Tip #2: Run the right tools for the job.
Now, to the list of tools you mention that you're running, you should be aware that firewalls and most anti-virus programs give you no protection against spyware. None. So the fact that you're running with a firewall and are running Norton (Anti-Virus, I assume) is great, but for other reasons.
The only tool you've mentioned that would apply is Spysweeper by Webroot. The good news there is that it has a fairly good reputation.
Tip #3: Keep your tools up to date.
Even the right tool will not work properly if it doesn't have the latest and greatest definition of what spyware is. Spyware, like viruses, is a race. New spyware is being generated every day, and that means all the spyware scanners need to be updated regularly. Usually that's as simple as telling the scanner to update itself. Microsoft's even automates that process.

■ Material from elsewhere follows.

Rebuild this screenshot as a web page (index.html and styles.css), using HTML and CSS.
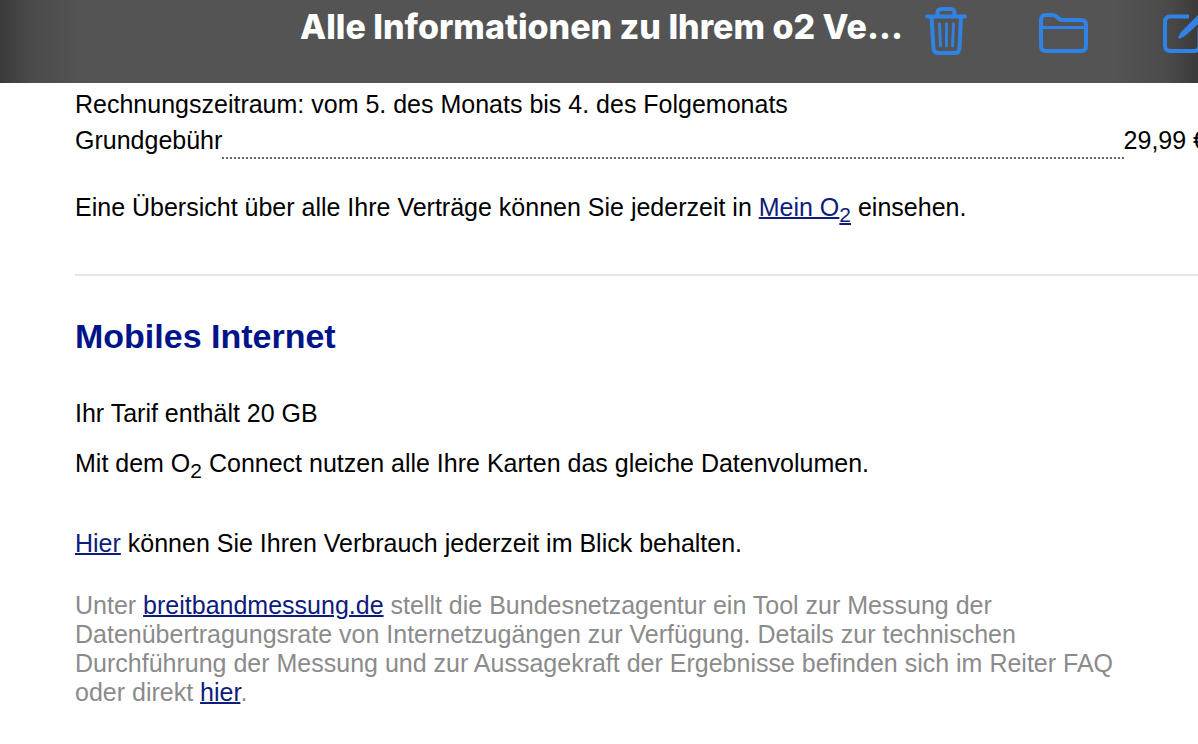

Tip #4: Use the tool's advanced features.
Spybot Search and Destroy and Microsoft's Anti-Spyware both have a feature called "inoculation" or "immunization". Other tools may have something similar. These features cause the tools to monitor for spyware-like behavior and either prevent it, or at least ask you about it, before it takes place. For example with either, you can prevent your Internet Explorer homepage from being changed by anyone. Hence, homepage hijacking is a thing of the past. Both keep an eye on registry changes as well. Look for these features in whatever anti-spyware program you choose, and turn these features on.
Tip #5: Don't be part of the problem.
All the protection in the world won't help if you engage in risky behavior. Download and install software only from places you trust. One of the largest sources of spyware anywhere are the peer-to-peer file sharing programs like Kazaa. They come loaded with spyware. Check out the reputation of a package before you install it. Don't open email attachments unless you know it's safe and legitimate.